> [What to work on] Repeat the listing word for word. No pictures belong in the copy.

> [Dataset section]
+ + + +
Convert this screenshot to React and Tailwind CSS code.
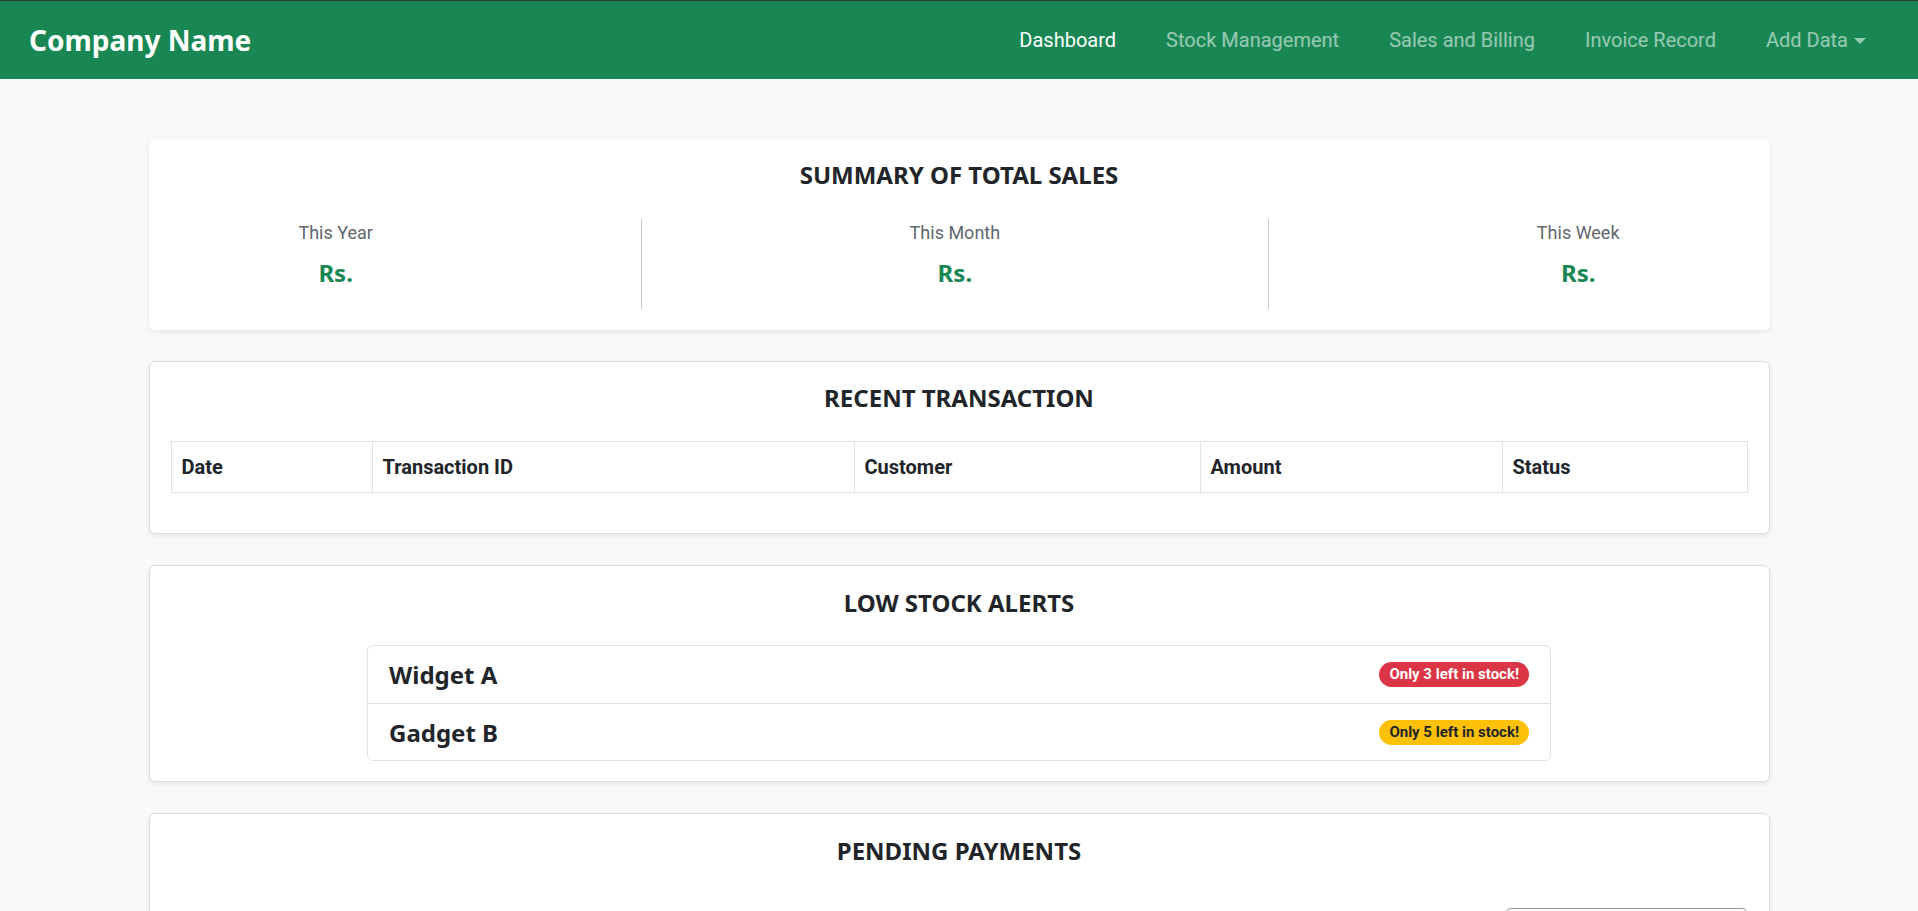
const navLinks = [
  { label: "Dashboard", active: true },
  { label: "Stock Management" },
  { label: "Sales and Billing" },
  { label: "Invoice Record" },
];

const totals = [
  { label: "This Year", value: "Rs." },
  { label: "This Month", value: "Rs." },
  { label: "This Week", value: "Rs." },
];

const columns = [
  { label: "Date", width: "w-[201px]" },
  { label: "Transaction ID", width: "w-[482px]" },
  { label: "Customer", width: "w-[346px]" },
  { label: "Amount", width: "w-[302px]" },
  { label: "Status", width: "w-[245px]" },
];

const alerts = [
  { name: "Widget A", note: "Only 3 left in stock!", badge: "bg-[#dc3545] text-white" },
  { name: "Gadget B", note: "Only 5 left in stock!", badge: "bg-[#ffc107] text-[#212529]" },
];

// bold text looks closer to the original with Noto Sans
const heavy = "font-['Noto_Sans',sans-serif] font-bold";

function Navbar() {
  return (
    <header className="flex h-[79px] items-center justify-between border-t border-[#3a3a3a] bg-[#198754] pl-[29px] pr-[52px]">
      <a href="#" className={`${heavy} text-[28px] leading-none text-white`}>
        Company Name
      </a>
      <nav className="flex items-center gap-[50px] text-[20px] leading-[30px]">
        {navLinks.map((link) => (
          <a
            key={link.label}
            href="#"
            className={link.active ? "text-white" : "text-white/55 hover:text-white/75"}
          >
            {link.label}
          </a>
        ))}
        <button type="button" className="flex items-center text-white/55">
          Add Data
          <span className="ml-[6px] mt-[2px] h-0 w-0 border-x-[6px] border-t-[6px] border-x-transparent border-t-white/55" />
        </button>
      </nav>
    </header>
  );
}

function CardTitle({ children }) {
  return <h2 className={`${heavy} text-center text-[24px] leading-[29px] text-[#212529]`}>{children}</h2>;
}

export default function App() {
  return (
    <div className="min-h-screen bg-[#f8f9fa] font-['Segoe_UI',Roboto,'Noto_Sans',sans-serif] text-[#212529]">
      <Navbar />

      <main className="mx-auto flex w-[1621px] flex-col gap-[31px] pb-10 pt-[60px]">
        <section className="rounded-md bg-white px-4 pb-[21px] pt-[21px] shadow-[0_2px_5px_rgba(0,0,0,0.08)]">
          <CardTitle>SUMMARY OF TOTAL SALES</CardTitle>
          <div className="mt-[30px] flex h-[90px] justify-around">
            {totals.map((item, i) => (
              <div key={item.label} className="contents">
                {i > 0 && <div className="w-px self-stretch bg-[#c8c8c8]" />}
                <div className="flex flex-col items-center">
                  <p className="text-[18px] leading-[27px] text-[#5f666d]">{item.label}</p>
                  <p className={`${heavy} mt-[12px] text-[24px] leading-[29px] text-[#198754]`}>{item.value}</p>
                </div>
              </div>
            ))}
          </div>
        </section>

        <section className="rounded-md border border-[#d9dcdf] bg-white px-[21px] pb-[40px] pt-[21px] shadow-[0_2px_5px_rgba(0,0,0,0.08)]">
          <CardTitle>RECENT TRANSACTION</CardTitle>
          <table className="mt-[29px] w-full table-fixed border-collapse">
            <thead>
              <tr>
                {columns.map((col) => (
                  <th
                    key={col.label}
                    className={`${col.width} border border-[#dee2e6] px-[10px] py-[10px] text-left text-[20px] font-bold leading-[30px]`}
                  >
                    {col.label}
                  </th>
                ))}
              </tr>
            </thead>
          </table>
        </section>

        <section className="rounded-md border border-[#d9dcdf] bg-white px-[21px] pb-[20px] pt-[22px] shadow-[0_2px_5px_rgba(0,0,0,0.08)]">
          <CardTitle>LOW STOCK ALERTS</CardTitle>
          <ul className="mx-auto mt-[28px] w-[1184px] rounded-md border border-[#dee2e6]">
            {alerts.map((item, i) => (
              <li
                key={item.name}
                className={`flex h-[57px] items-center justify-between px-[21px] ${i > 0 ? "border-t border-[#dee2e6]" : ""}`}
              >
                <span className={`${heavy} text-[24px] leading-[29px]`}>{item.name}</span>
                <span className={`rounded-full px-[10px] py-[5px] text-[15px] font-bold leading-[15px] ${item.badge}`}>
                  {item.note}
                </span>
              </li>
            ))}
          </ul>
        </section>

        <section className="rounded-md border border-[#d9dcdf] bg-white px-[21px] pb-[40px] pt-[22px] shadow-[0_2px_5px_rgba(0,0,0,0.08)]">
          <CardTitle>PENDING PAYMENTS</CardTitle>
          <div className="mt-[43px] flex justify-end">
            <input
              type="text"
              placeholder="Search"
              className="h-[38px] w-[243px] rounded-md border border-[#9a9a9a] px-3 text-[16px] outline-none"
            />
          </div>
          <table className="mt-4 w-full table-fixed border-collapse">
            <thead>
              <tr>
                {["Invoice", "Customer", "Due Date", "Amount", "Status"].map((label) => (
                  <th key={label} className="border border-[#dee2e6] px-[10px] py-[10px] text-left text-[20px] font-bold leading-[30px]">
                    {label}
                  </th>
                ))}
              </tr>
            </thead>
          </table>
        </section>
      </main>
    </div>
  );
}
+ + + +
> [Result of the task]
Convert this screenshot to React and Tailwind CSS code.
const navLinks = [
  { label: "Dashboard", active: true },
  { label: "Stock Management" },
  { label: "Sales and Billing" },
  { label: "Invoice Record" },
];

const totals = [
  { label: "This Year", value: "Rs." },
  { label: "This Month", value: "Rs." },
  { label: "This Week", value: "Rs." },
];

const columns = [
  { label: "Date", width: "w-[201px]" },
  { label: "Transaction ID", width: "w-[482px]" },
  { label: "Customer", width: "w-[346px]" },
  { label: "Amount", width: "w-[302px]" },
  { label: "Status", width: "w-[245px]" },
];

const alerts = [
  { name: "Widget A", note: "Only 3 left in stock!", badge: "bg-[#dc3545] text-white" },
  { name: "Gadget B", note: "Only 5 left in stock!", badge: "bg-[#ffc107] text-[#212529]" },
];

// bold text looks closer to the original with Noto Sans
const heavy = "font-['Noto_Sans',sans-serif] font-bold";

function Navbar() {
  return (
    <header className="flex h-[79px] items-center justify-between border-t border-[#3a3a3a] bg-[#198754] pl-[29px] pr-[52px]">
      <a href="#" className={`${heavy} text-[28px] leading-none text-white`}>
        Company Name
      </a>
      <nav className="flex items-center gap-[50px] text-[20px] leading-[30px]">
        {navLinks.map((link) => (
          <a
            key={link.label}
            href="#"
            className={link.active ? "text-white" : "text-white/55 hover:text-white/75"}
          >
            {link.label}
          </a>
        ))}
        <button type="button" className="flex items-center text-white/55">
          Add Data
          <span className="ml-[6px] mt-[2px] h-0 w-0 border-x-[6px] border-t-[6px] border-x-transparent border-t-white/55" />
        </button>
      </nav>
    </header>
  );
}

function CardTitle({ children }) {
  return <h2 className={`${heavy} text-center text-[24px] leading-[29px] text-[#212529]`}>{children}</h2>;
}

export default function App() {
  return (
    <div className="min-h-screen bg-[#f8f9fa] font-['Segoe_UI',Roboto,'Noto_Sans',sans-serif] text-[#212529]">
      <Navbar />

      <main className="mx-auto flex w-[1621px] flex-col gap-[31px] pb-10 pt-[60px]">
        <section className="rounded-md bg-white px-4 pb-[21px] pt-[21px] shadow-[0_2px_5px_rgba(0,0,0,0.08)]">
          <CardTitle>SUMMARY OF TOTAL SALES</CardTitle>
          <div className="mt-[30px] flex h-[90px] justify-around">
            {totals.map((item, i) => (
              <div key={item.label} className="contents">
                {i > 0 && <div className="w-px self-stretch bg-[#c8c8c8]" />}
                <div className="flex flex-col items-center">
                  <p className="text-[18px] leading-[27px] text-[#5f666d]">{item.label}</p>
                  <p className={`${heavy} mt-[12px] text-[24px] leading-[29px] text-[#198754]`}>{item.value}</p>
                </div>
              </div>
            ))}
          </div>
        </section>

        <section className="rounded-md border border-[#d9dcdf] bg-white px-[21px] pb-[40px] pt-[21px] shadow-[0_2px_5px_rgba(0,0,0,0.08)]">
          <CardTitle>RECENT TRANSACTION</CardTitle>
          <table className="mt-[29px] w-full table-fixed border-collapse">
            <thead>
              <tr>
                {columns.map((col) => (
                  <th
                    key={col.label}
                    className={`${col.width} border border-[#dee2e6] px-[10px] py-[10px] text-left text-[20px] font-bold leading-[30px]`}
                  >
                    {col.label}
                  </th>
                ))}
              </tr>
            </thead>
          </table>
        </section>

        <section className="rounded-md border border-[#d9dcdf] bg-white px-[21px] pb-[20px] pt-[22px] shadow-[0_2px_5px_rgba(0,0,0,0.08)]">
          <CardTitle>LOW STOCK ALERTS</CardTitle>
          <ul className="mx-auto mt-[28px] w-[1184px] rounded-md border border-[#dee2e6]">
            {alerts.map((item, i) => (
              <li
                key={item.name}
                className={`flex h-[57px] items-center justify-between px-[21px] ${i > 0 ? "border-t border-[#dee2e6]" : ""}`}
              >
                <span className={`${heavy} text-[24px] leading-[29px]`}>{item.name}</span>
                <span className={`rounded-full px-[10px] py-[5px] text-[15px] font-bold leading-[15px] ${item.badge}`}>
                  {item.note}
                </span>
              </li>
            ))}
          </ul>
        </section>

        <section className="rounded-md border border-[#d9dcdf] bg-white px-[21px] pb-[40px] pt-[22px] shadow-[0_2px_5px_rgba(0,0,0,0.08)]">
          <CardTitle>PENDING PAYMENTS</CardTitle>
          <div className="mt-[43px] flex justify-end">
            <input
              type="text"
              placeholder="Search"
              className="h-[38px] w-[243px] rounded-md border border-[#9a9a9a] px-3 text-[16px] outline-none"
            />
          </div>
          <table className="mt-4 w-full table-fixed border-collapse">
            <thead>
              <tr>
                {["Invoice", "Customer", "Due Date", "Amount", "Status"].map((label) => (
                  <th key={label} className="border border-[#dee2e6] px-[10px] py-[10px] text-left text-[20px] font-bold leading-[30px]">
                    {label}
                  </th>
                ))}
              </tr>
            </thead>
          </table>
        </section>
      </main>
    </div>
  );
}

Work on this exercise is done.